+++ PROVIDED MATERIAL

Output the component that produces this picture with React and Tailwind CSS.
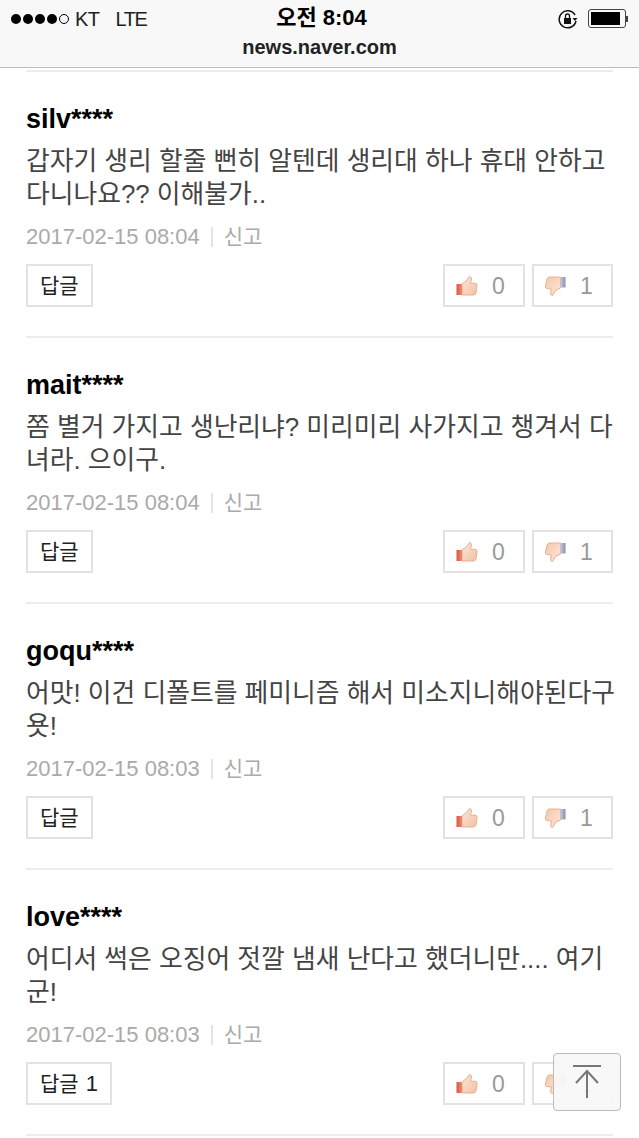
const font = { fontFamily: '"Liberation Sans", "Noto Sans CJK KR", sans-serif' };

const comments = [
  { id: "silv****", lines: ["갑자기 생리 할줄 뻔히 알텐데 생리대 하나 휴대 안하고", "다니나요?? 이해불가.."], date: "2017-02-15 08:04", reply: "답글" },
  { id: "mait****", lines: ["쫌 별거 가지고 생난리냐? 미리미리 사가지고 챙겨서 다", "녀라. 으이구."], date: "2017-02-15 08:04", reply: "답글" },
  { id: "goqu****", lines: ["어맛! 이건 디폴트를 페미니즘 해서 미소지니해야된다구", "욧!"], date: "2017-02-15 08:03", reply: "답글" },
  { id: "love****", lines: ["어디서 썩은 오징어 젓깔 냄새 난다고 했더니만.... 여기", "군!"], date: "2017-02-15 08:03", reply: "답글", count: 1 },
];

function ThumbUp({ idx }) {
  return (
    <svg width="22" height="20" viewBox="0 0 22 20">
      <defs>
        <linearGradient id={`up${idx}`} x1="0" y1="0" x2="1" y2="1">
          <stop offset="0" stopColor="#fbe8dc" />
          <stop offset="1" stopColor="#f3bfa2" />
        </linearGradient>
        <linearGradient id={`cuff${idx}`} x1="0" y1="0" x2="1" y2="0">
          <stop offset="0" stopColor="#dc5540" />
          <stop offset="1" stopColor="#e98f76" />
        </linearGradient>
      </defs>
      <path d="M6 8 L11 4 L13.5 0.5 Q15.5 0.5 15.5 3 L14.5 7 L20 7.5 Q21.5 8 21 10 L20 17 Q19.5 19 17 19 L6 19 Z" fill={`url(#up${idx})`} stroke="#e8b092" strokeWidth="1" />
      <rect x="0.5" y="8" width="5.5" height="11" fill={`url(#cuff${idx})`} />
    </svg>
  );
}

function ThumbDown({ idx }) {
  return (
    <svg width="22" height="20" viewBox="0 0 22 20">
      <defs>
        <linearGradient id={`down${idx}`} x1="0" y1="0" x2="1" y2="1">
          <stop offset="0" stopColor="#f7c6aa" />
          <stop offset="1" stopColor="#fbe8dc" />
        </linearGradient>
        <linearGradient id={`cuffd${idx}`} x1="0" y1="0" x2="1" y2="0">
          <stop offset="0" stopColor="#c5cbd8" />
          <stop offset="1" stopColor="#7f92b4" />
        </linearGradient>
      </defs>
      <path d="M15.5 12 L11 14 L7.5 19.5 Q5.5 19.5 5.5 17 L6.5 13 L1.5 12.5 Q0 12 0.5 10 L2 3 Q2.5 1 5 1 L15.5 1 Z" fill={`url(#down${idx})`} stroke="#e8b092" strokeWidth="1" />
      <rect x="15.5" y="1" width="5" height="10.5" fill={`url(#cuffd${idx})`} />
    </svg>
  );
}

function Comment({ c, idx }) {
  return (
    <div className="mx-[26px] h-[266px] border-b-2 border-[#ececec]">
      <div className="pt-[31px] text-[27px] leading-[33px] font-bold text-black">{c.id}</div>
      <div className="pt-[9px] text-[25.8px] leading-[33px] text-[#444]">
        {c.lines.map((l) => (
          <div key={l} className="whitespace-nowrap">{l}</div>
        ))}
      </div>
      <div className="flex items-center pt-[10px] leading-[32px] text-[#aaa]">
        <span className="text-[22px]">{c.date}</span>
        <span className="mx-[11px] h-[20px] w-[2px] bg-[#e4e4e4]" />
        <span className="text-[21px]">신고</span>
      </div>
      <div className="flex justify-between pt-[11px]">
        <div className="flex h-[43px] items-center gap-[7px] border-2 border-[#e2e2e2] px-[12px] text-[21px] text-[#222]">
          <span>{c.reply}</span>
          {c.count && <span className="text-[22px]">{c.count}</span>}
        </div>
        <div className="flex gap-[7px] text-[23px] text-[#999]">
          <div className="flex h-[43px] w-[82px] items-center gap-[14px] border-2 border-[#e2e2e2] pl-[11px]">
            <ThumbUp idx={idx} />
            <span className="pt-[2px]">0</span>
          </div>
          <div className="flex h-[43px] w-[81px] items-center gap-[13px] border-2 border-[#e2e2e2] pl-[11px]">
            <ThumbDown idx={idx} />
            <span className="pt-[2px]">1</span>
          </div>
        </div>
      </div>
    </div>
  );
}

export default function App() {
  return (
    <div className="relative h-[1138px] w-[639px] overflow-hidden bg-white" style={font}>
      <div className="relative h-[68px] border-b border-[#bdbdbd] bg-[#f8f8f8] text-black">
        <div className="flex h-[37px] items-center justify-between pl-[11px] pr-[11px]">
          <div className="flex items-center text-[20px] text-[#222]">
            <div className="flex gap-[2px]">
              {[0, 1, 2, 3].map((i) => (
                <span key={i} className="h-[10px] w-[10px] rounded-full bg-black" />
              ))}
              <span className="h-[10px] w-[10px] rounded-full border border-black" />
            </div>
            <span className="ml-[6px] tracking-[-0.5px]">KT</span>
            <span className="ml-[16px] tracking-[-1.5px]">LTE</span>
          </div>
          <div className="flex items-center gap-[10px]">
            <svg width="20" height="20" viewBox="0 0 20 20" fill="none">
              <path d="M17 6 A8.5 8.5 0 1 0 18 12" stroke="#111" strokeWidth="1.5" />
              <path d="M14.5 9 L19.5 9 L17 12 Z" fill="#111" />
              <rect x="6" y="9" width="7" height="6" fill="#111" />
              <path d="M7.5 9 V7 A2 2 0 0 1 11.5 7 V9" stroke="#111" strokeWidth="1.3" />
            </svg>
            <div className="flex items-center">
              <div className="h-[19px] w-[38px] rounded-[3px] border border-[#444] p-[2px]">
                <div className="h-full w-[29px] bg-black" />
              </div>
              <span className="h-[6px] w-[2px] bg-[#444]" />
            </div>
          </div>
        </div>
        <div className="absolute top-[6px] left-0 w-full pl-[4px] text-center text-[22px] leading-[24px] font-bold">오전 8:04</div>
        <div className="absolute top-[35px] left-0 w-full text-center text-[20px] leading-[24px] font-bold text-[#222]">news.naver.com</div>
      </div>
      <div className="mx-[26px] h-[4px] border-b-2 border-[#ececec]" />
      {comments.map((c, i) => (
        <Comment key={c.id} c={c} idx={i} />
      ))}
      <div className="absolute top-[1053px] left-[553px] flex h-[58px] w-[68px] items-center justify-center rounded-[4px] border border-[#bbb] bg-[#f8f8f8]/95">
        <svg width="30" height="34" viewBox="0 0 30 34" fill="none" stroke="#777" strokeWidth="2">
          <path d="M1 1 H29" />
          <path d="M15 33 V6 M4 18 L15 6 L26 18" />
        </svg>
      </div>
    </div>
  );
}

++++++

THE PROBLEM: Give an exact reproduction of every line, leaving out any picture.

EXERCISE RESPONSE:
Output the component that produces this picture with React and Tailwind CSS.
const font = { fontFamily: '"Liberation Sans", "Noto Sans CJK KR", sans-serif' };

const comments = [
  { id: "silv****", lines: ["갑자기 생리 할줄 뻔히 알텐데 생리대 하나 휴대 안하고", "다니나요?? 이해불가.."], date: "2017-02-15 08:04", reply: "답글" },
  { id: "mait****", lines: ["쫌 별거 가지고 생난리냐? 미리미리 사가지고 챙겨서 다", "녀라. 으이구."], date: "2017-02-15 08:04", reply: "답글" },
  { id: "goqu****", lines: ["어맛! 이건 디폴트를 페미니즘 해서 미소지니해야된다구", "욧!"], date: "2017-02-15 08:03", reply: "답글" },
  { id: "love****", lines: ["어디서 썩은 오징어 젓깔 냄새 난다고 했더니만.... 여기", "군!"], date: "2017-02-15 08:03", reply: "답글", count: 1 },
];

function ThumbUp({ idx }) {
  return (
    <svg width="22" height="20" viewBox="0 0 22 20">
      <defs>
        <linearGradient id={`up${idx}`} x1="0" y1="0" x2="1" y2="1">
          <stop offset="0" stopColor="#fbe8dc" />
          <stop offset="1" stopColor="#f3bfa2" />
        </linearGradient>
        <linearGradient id={`cuff${idx}`} x1="0" y1="0" x2="1" y2="0">
          <stop offset="0" stopColor="#dc5540" />
          <stop offset="1" stopColor="#e98f76" />
        </linearGradient>
      </defs>
      <path d="M6 8 L11 4 L13.5 0.5 Q15.5 0.5 15.5 3 L14.5 7 L20 7.5 Q21.5 8 21 10 L20 17 Q19.5 19 17 19 L6 19 Z" fill={`url(#up${idx})`} stroke="#e8b092" strokeWidth="1" />
      <rect x="0.5" y="8" width="5.5" height="11" fill={`url(#cuff${idx})`} />
    </svg>
  );
}

function ThumbDown({ idx }) {
  return (
    <svg width="22" height="20" viewBox="0 0 22 20">
      <defs>
        <linearGradient id={`down${idx}`} x1="0" y1="0" x2="1" y2="1">
          <stop offset="0" stopColor="#f7c6aa" />
          <stop offset="1" stopColor="#fbe8dc" />
        </linearGradient>
        <linearGradient id={`cuffd${idx}`} x1="0" y1="0" x2="1" y2="0">
          <stop offset="0" stopColor="#c5cbd8" />
          <stop offset="1" stopColor="#7f92b4" />
        </linearGradient>
      </defs>
      <path d="M15.5 12 L11 14 L7.5 19.5 Q5.5 19.5 5.5 17 L6.5 13 L1.5 12.5 Q0 12 0.5 10 L2 3 Q2.5 1 5 1 L15.5 1 Z" fill={`url(#down${idx})`} stroke="#e8b092" strokeWidth="1" />
      <rect x="15.5" y="1" width="5" height="10.5" fill={`url(#cuffd${idx})`} />
    </svg>
  );
}

function Comment({ c, idx }) {
  return (
    <div className="mx-[26px] h-[266px] border-b-2 border-[#ececec]">
      <div className="pt-[31px] text-[27px] leading-[33px] font-bold text-black">{c.id}</div>
      <div className="pt-[9px] text-[25.8px] leading-[33px] text-[#444]">
        {c.lines.map((l) => (
          <div key={l} className="whitespace-nowrap">{l}</div>
        ))}
      </div>
      <div className="flex items-center pt-[10px] leading-[32px] text-[#aaa]">
        <span className="text-[22px]">{c.date}</span>
        <span className="mx-[11px] h-[20px] w-[2px] bg-[#e4e4e4]" />
        <span className="text-[21px]">신고</span>
      </div>
      <div className="flex justify-between pt-[11px]">
        <div className="flex h-[43px] items-center gap-[7px] border-2 border-[#e2e2e2] px-[12px] text-[21px] text-[#222]">
          <span>{c.reply}</span>
          {c.count && <span className="text-[22px]">{c.count}</span>}
        </div>
        <div className="flex gap-[7px] text-[23px] text-[#999]">
          <div className="flex h-[43px] w-[82px] items-center gap-[14px] border-2 border-[#e2e2e2] pl-[11px]">
            <ThumbUp idx={idx} />
            <span className="pt-[2px]">0</span>
          </div>
          <div className="flex h-[43px] w-[81px] items-center gap-[13px] border-2 border-[#e2e2e2] pl-[11px]">
            <ThumbDown idx={idx} />
            <span className="pt-[2px]">1</span>
          </div>
        </div>
      </div>
    </div>
  );
}

export default function App() {
  return (
    <div className="relative h-[1138px] w-[639px] overflow-hidden bg-white" style={font}>
      <div className="relative h-[68px] border-b border-[#bdbdbd] bg-[#f8f8f8] text-black">
        <div className="flex h-[37px] items-center justify-between pl-[11px] pr-[11px]">
          <div className="flex items-center text-[20px] text-[#222]">
            <div className="flex gap-[2px]">
              {[0, 1, 2, 3].map((i) => (
                <span key={i} className="h-[10px] w-[10px] rounded-full bg-black" />
              ))}
              <span className="h-[10px] w-[10px] rounded-full border border-black" />
            </div>
            <span className="ml-[6px] tracking-[-0.5px]">KT</span>
            <span className="ml-[16px] tracking-[-1.5px]">LTE</span>
          </div>
          <div className="flex items-center gap-[10px]">
            <svg width="20" height="20" viewBox="0 0 20 20" fill="none">
              <path d="M17 6 A8.5 8.5 0 1 0 18 12" stroke="#111" strokeWidth="1.5" />
              <path d="M14.5 9 L19.5 9 L17 12 Z" fill="#111" />
              <rect x="6" y="9" width="7" height="6" fill="#111" />
              <path d="M7.5 9 V7 A2 2 0 0 1 11.5 7 V9" stroke="#111" strokeWidth="1.3" />
            </svg>
            <div className="flex items-center">
              <div className="h-[19px] w-[38px] rounded-[3px] border border-[#444] p-[2px]">
                <div className="h-full w-[29px] bg-black" />
              </div>
              <span className="h-[6px] w-[2px] bg-[#444]" />
            </div>
          </div>
        </div>
        <div className="absolute top-[6px] left-0 w-full pl-[4px] text-center text-[22px] leading-[24px] font-bold">오전 8:04</div>
        <div className="absolute top-[35px] left-0 w-full text-center text-[20px] leading-[24px] font-bold text-[#222]">news.naver.com</div>
      </div>
      <div className="mx-[26px] h-[4px] border-b-2 border-[#ececec]" />
      {comments.map((c, i) => (
        <Comment key={c.id} c={c} idx={i} />
      ))}
      <div className="absolute top-[1053px] left-[553px] flex h-[58px] w-[68px] items-center justify-center rounded-[4px] border border-[#bbb] bg-[#f8f8f8]/95">
        <svg width="30" height="34" viewBox="0 0 30 34" fill="none" stroke="#777" strokeWidth="2">
          <path d="M1 1 H29" />
          <path d="M15 33 V6 M4 18 L15 6 L26 18" />
        </svg>
      </div>
    </div>
  );
}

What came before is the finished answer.